Politis gazetesi ve diğer gazetelere göre AKEL Genel Sekreteri Andros Kiprianu, Kıbrıs sorununa ilişkin uluslararası bir konferansın sadece güvenlik konusunu görüşmesinin mümkün olduğunu belirtti.

Kiprianu, söz konusu konferansta “Kıbrıs Cumhuriyeti”nin ve ayrıca Güvenlik Konseyi’nin beş daimi temsilcisinin de yer alması gerektiği görüşünü ifade etti.

Güvenlik konusunun net bir şekilde tek (konu) ve sadece ele alınması gereken bir konu olduğunu ifade eden Kiprianu, bu görüşme (konferans) sırasında başka konularla birlikte ele alınmaması gerektiğini belirtti.

Rum Ekologlar ve Vatandaşlar İşbirliği Başkanı Yorgos Perdikis, Anastasiadis’e bir mektup göndererek, ilk aşamasının 5 Ocak’ta yapılması planlanan Ulusal Konsey toplantısının hızlandırılmasını talep etti.

Habere göre Perdikis, Ulusal Konsey toplantısının 5 Ocak’ta yapılmasının, Cenevre öncesinde ikinci bir toplantı yapılmasını zorlaştıracağına dikkati çekti.

Perdikis ayrıca Cenevre’deki konferansa taraf olarak AB ve Güvenlik Konseyi’nin daimi üyelerinin davet edilmesi konusunda Anastasiadis’in yürüttüğü faaliyetler konusunda da bilgi istedi.

Fileleftheros gazetesine göre Perdikis, siyasi partilerin Cenevre’de yer alması koşullarının da belirlenmesi gerektiğine dikkati çekti.

EDEK ise yaptığı açıklamada, Cenevre’deki konferanstan 15 gün önce ve ayrıca liderlerin yapmış oldukları açıklamalardan ciddi faklılıkların bulunduğunun anlaşılmakta olduğunu belirtti.

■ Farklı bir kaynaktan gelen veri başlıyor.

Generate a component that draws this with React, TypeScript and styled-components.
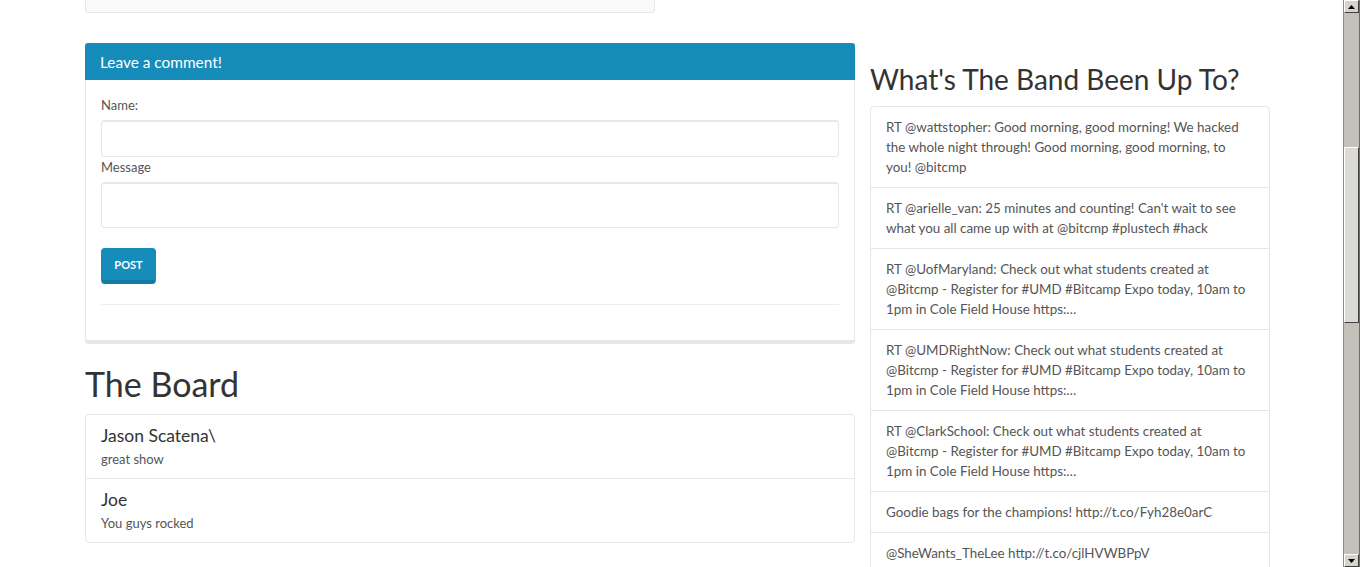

EDEK, “Kıbrıs Cumhuriyeti”nin temsiliyet konusunda Anastasiadis’in “herkesin kendi yorumunu katabileceği” şeklindeki açıklamasına atıfta bulunarak, çok karmaşık konular  olan yönetim, ekonomi ve diğer önemli konularda ne beklemeliyiz sorusunu da sordu.

ELAM ise net bir şekilde çıkmaza sürüklenirken niye Cenevre’deki konferansın tarihinin belirlendiği sorusun sordu.

ELAM, açıklamasında ayrıca Anastasiadis ile Akıncı’nın garantiler konusunda farklı açıklamalar yaptığına da dikkati çekti.

KONFERANSA KATILIM

Simerini gazetesi, Cenevre’de ocak ayında yapılacak olan konferansa kimlerin katılacağı konusundaki belirsizliğin sürdüğüne ilişkin habere yer verdi.

Gazete AB’nin konferansa katılmasının kesin olduğunu, Güvenlik Konseyi üyeleri için ise belirsizliğin sürdüğünü yazdı.